Und noch etwas hat sich geändert: Verstärkt laden nicht nur Journalisten Politiker in ihre Kreise, sondern auch Politiker Journalisten zu sich ein. Der Unterschied ist bedeutsam: Schließlich bestimmt der Gastgeber die Regeln. Und weil es in Berlin ein Mehrfaches an Journalisten als in Bonn gibt, ist aus Klasse bisweilen Masse geworden.
Wenn etwa beim "Weiß-blauen Stammtisch" von CSU-Landesgruppenchef Michael Glos mehr als 50 Journalisten sitzen, kann kaum noch von einer "vertraulichen Runde" die Rede sein. Auch beim Kanzler, wenn er denn mal ins Allerheiligste ruft, knüppelt es sich mächtig.

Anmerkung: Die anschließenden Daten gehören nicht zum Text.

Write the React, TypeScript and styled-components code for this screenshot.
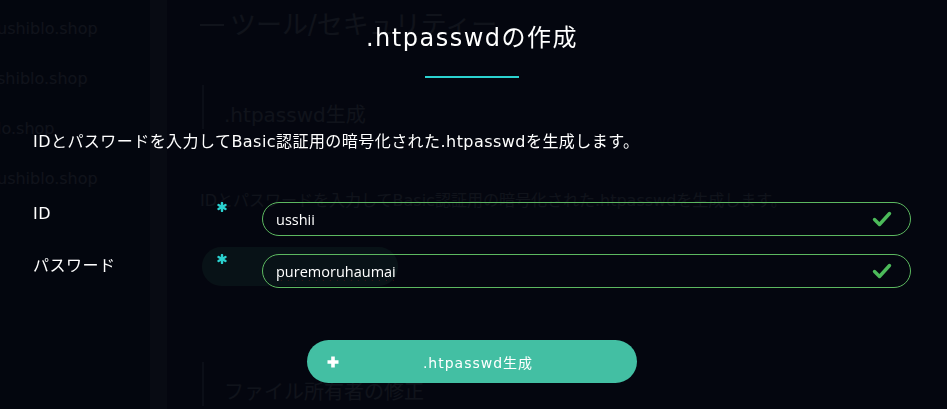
import React from "react";
import styled, { createGlobalStyle } from "styled-components";

const GlobalStyle = createGlobalStyle`
  html, body {
    margin: 0;
    padding: 0;
    height: 100%;
    background: #03060f;
    overflow: hidden;
  }
  body {
    font-family: "DejaVu Sans", "Noto Sans CJK JP", sans-serif;
  }
`;

const Page = styled.div`
  display: flex;
  height: 409px;
  background: #1a1e2e;
`;

const Sidebar = styled.div`
  width: 150px;
  background: #141722;
  overflow: hidden;
  display: flex;
  flex-direction: column;
  padding-top: 17px;
  gap: 26px;
`;

const SideItem = styled.div`
  color: #9aa2ae;
  font-size: 16px;
  line-height: 24px;
  white-space: nowrap;
  margin-left: -3px;
`;

const Strip = styled.div`
  width: 17px;
  background: #4a4d56;
`;

const Main = styled.div`
  flex: 1;
  padding: 9px 0 0 33px;
  display: flex;
  flex-direction: column;
`;

const PageTitle = styled.h1`
  margin: 0;
  display: flex;
  align-items: center;
  gap: 6px;
  color: #9aa2ae;
  font-size: 26px;
  font-weight: normal;
  line-height: 32px;
  &::before {
    content: "";
    width: 24px;
    height: 2px;
    background: #9aa2ae;
  }
`;

const Section = styled.h2<{ $top: number }>`
  margin: ${(p) => p.$top}px 0 0 2px;
  padding-left: 20px;
  border-left: 2px solid #6a7484;
  color: #9aa2ae;
  font-size: 20px;
  font-weight: normal;
  line-height: 28px;
  padding-top: 16px;
`;

const PageText = styled.p`
  margin: 60px 0 0;
  color: #9aa2ae;
  font-size: 16px;
  line-height: 24px;
`;

const PagePill = styled.div`
  margin: 34px 0 0 2px;
  width: 196px;
  height: 39px;
  border-radius: 20px;
  background: #4a9a80;
`;

const Overlay = styled.div`
  position: fixed;
  inset: 0;
  background: rgba(2, 4, 12, 0.91);
  display: flex;
  padding: 0 36px 0 33px;
`;

const Modal = styled.div`
  flex: 1;
  display: flex;
  flex-direction: column;
  align-items: stretch;
  padding-top: 22px;
  color: #ffffff;
`;

const Title = styled.h1`
  margin: 0;
  text-align: center;
  font-size: 24px;
  font-weight: normal;
  line-height: 32px;
  letter-spacing: 1.5px;
`;

const TitleBar = styled.div`
  align-self: center;
  width: 94px;
  height: 2px;
  margin-top: 22px;
  background: #2bd2d0;
`;

const Lead = styled.p`
  margin: 52px 0 0;
  font-size: 16px;
  line-height: 24px;
  letter-spacing: 0.45px;
`;

const Form = styled.div`
  margin-top: 48px;
  display: flex;
  flex-direction: column;
  gap: 18px;
`;

const Row = styled.div`
  display: grid;
  grid-template-columns: 184px 45px 1fr;
  align-items: start;
`;

const Label = styled.div`
  font-size: 16px;
  line-height: 24px;
  letter-spacing: 0.5px;
`;

const Required = styled.div`
  color: #2bd2d0;
  line-height: 0;
`;

const Field = styled.div`
  height: 34px;
  box-sizing: border-box;
  border: 1px solid #5cb860;
  border-radius: 17px;
  display: flex;
  align-items: center;
  padding: 0 18px 0 13px;
`;

const Input = styled.input<{ $misspelled?: boolean }>`
  flex: 1;
  background: transparent;
  border: none;
  outline: none;
  color: #ffffff;
  font-family: "Open Sans", sans-serif;
  font-size: 14.5px;
  padding: 0;
  text-decoration: ${(p) => (p.$misspelled ? "underline wavy #e02020" : "none")};
  text-decoration-thickness: 1px;
  text-underline-offset: 3px;
`;

const Submit = styled.button`
  align-self: center;
  margin-top: 52px;
  width: 330px;
  height: 43px;
  border: none;
  border-radius: 22px;
  background: #43bfa3;
  color: #ffffff;
  display: flex;
  align-items: center;
  padding: 0 20px;
  font-family: "DejaVu Sans", "Noto Sans CJK JP", sans-serif;
  font-size: 14px;
  letter-spacing: 1px;
  cursor: pointer;
`;

const SubmitText = styled.span`
  flex: 1;
  text-align: center;
`;

const Asterisk = () => (
  <svg width="10" height="10" viewBox="0 0 10 10">
    <g stroke="#2bd2d0" strokeWidth="2.4" strokeLinecap="round">
      <line x1="5" y1="1" x2="5" y2="9" />
      <line x1="1.5" y1="3" x2="8.5" y2="7" />
      <line x1="1.5" y1="7" x2="8.5" y2="3" />
    </g>
  </svg>
);

const Check = () => (
  <svg width="20" height="16" viewBox="0 0 20 16">
    <path
      d="M2.5 8.5 L7.5 13.5 L17.5 2.5"
      fill="none"
      stroke="#4cba5a"
      strokeWidth="3.4"
      strokeLinecap="round"
      strokeLinejoin="round"
    />
  </svg>
);

const Plus = () => (
  <svg width="12" height="12" viewBox="0 0 12 12">
    <path d="M6 0.5 V11.5 M0.5 6 H11.5" stroke="#ffffff" strokeWidth="3.6" />
  </svg>
);

const fields = [
  { label: "ID", value: "usshii", misspelled: false },
  { label: "パスワード", value: "puremoruhaumai", misspelled: true },
];

const App: React.FC = () => {
  return (
    <>
      <GlobalStyle />
      <Page>
        <Sidebar>
          <SideItem>ushiblo.shop</SideItem>
          <SideItem>shiblo.shop</SideItem>
          <SideItem>lo.shop</SideItem>
          <SideItem>ushiblo.shop</SideItem>
        </Sidebar>
        <Strip />
        <Main>
          <PageTitle>ツール/セキュリティー</PageTitle>
          <Section $top={44}>.htpasswd生成</Section>
          <PageText>IDとパスワードを入力してBasic認証用の暗号化された.htpasswdを生成します。</PageText>
          <PagePill />
          <Section $top={76}>ファイル所有者の修正</Section>
        </Main>
      </Page>
      <Overlay>
        <Modal>
          <Title>.htpasswdの作成</Title>
          <TitleBar />
          <Lead>IDとパスワードを入力してBasic認証用の暗号化された.htpasswdを生成します。</Lead>
          <Form>
            {fields.map((f) => (
              <Row key={f.label}>
                <Label>{f.label}</Label>
                <Required>
                  <Asterisk />
                </Required>
                <Field>
                  <Input readOnly value={f.value} $misspelled={f.misspelled} spellCheck={false} />
                  <Check />
                </Field>
              </Row>
            ))}
          </Form>
          <Submit>
            <Plus />
            <SubmitText>.htpasswd生成</SubmitText>
          </Submit>
        </Modal>
      </Overlay>
    </>
  );
};

export default App;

Manchmal sind ohnehin die spontanen, zufälligen Begegnungen zwischen Politikern und Journalisten die ergiebigsten. Ältere Fahrensleute begeistern sich noch heute darüber, wie früher am Rhein gleichsam "über den Gartenzaun" Klatsch, aber auch handfeste Politik, gereicht wurde. Aber unter den Linden schauen einfach zu viele zu.
Sönke Petersen
|
|||||||||
* Nach den Regeln der Bundespressekonferenz sind Mitteilungen "unter eins" zu beliebiger Verwendung frei, "unter zwei" zur Verwertung ohne Quelle und "unter drei" vertraulich.